3. What are the types of Hernia?

Inguinal herniaOccurs when the intestines protrude through a weak spot in the lower abdominal wall. It is the most common type of hernia.

Hiatal hernia: Occurs when the diaphragm is protruded through by a part of the stomach into the chest. It is mostly observed among people who have an age of 50 years or less.

Umbilical hernia: Occurs in infants if their intestines protrude through the abdominal wall close to the umbilicus. This type of hernia usually goes away on its own.

Congenital Diaphragmatic Hernia: Occurs due to a birth defect in diaphragm.

Incisional hernia: Occurs post abdominal surgery.

 

4. What are the treatment options for Hernia?
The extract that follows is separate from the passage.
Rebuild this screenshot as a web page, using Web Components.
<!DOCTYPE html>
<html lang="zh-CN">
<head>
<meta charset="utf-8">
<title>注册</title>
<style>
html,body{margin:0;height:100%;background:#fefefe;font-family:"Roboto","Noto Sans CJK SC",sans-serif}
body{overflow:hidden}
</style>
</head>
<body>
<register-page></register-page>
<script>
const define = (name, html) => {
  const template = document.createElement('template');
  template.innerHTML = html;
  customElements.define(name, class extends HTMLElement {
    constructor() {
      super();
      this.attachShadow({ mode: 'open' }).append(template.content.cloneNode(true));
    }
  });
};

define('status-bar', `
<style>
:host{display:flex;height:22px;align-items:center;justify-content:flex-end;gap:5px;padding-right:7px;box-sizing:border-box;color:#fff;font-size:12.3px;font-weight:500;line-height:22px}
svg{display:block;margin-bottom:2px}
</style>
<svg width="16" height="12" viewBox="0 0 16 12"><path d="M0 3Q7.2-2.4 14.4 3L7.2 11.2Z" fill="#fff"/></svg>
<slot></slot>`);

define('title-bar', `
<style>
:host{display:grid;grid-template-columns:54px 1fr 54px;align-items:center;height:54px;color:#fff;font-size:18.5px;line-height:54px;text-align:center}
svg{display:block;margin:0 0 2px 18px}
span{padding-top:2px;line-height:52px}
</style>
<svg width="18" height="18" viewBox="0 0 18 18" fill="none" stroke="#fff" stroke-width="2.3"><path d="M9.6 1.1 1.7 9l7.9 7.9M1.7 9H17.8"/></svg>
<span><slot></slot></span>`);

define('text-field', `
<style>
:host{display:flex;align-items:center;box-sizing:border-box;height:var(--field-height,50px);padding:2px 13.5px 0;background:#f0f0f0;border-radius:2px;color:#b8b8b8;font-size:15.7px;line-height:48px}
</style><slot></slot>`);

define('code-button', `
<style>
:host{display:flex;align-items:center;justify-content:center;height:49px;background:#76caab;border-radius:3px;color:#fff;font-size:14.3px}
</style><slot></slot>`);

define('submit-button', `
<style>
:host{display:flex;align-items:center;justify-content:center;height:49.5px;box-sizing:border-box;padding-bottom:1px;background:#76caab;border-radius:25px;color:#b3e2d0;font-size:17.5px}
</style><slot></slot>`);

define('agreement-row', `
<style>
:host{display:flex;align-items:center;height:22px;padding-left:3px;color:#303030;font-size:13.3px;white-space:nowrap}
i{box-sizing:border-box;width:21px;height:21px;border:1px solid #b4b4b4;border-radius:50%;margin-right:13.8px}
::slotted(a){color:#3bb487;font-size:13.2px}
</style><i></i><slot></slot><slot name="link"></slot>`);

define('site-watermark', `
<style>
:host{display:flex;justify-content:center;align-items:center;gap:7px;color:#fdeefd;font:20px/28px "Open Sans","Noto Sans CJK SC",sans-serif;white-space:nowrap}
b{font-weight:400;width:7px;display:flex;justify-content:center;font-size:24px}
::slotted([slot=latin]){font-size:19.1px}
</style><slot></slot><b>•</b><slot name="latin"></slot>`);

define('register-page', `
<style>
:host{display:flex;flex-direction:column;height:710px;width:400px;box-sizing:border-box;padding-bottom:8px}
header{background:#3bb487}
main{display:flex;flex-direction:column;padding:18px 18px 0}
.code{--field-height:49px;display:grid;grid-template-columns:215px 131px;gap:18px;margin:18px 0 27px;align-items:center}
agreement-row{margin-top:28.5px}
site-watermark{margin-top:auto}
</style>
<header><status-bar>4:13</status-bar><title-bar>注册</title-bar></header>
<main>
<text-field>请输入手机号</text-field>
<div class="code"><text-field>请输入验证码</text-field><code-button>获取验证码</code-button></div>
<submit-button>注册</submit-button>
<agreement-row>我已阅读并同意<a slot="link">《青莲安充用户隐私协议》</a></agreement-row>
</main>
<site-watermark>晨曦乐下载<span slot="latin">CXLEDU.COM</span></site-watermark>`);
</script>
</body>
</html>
The treatment may differ based on the size of the hernia and the severity of the symptoms. Hiatal hernia can be cured by modifying the diet. Heavy meals should be avoided, lying down or bending over after a meal should be avoided and the body weight should be kept in a normal range. The hernia can be held in its place by using trusses, corsets or binders. However these are temporary approaches. These approaches can be used in older people who are at an increased risk to undergo surgery. In case the hernia doesn’t subside, the patient might have to opt for surgery.

 

5. What are the surgical options for treatment of Hernia?
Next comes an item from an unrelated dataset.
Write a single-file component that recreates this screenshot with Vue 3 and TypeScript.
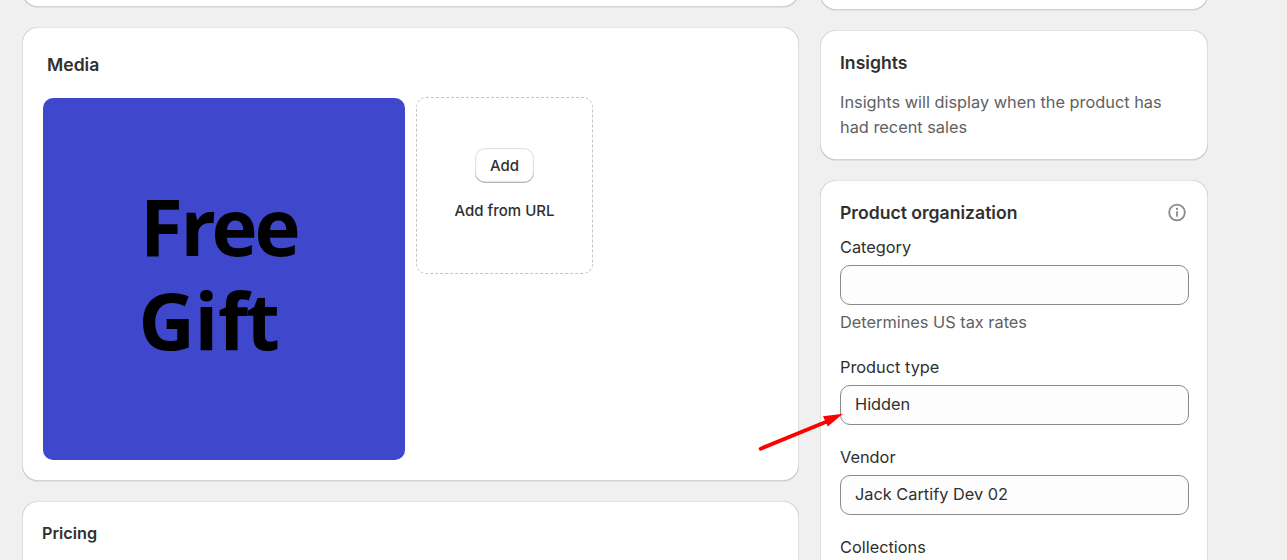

  • Based on the position and the complexity of the hernia the method of surgery is decided.
  • Open surgery
  • An incision is made in the abdomen at the position of the hernia
  • The Intestine are brought back to their original place.
  • A mesh can be placed to confine the herniated part to its original place.
  • Laparoscopic surgery
  • Numerous small incisions are made in the abdominal wall adjacent to the hernia
  • Miniature surgical instruments and cameras are inserted and patch work is done through the cuts after filling the abdomen with carbon dioxide
  • After the surgery the gas is released and the slits are closed.

 

6. Which doctors perform Hernia surgery?

Usually a general surgeon or a urologist performs the hernia surgery in all cases of hernia.

 

7. Who is a candidate for Hernia surgery?

A person is a candidate for hernia surgery when the intestines protrude through a weak spot in the lower abdominal wall. When the affected tissues get trapped in the hernial sack, the patient is a candidate for the surgery. If the hernia is large, growing and causing a lot of discomfort and pain, then you are a candidate for the surgery.

 

8. What are the preparations for Hernia surgery?

  • Medical and surgical history of the affected person should be reviewed
  • Physical examination is a must prior to the surgery
  • Diet and medications must be discussed with the doctor properly
  • A week before the surgery the following steps should be taken:
  • Aspirin intake should be stopped
  • Smoking should be reduced to a great extent.
  • Arrangements must be made by the patient’s family member for taking him/her to the hospital on the day of the surgery and also back home.
  • A day before the surgery:
  • A laxative might be taken to cleanse your intestine.

 

9. What are possible risks and complications of Hernia surgery?

  • High fever around 101 deg F
  • Nausea
  • Problems with urination
  • Incisions may become excessively red
  • Uncontrollable pain
  • Bleeding
  • Swelling beyond normal levels

 

10. What is the recovery time after Hernia surgery?

  • Light activity can be resumed after 3 weeks from surgery
  • Strenuous activities should not be resumed before 6 weeks

11. What are the precautions after Hernia surgery? What can be done to prevent Hernia occurring again?

  • Use an ice pack frequently on the surgical incision
  • Take the medications on time
  • Follow your doctor’s advice
  • Frequent short walks should be taken to advance circulation of blood in your system and to prevent the possibility of blood clots
  • One should avoid heavy physical activities for at least a week post surgery
  • Follow up with your doctor on a regular basis.
  • Keep a healthy diet and have a high intake of water.

12. What is the cost of Hernia Surgery?

The cost of hernia surgery in a decent hospital generally ranges between Rs. 50000 to 60000.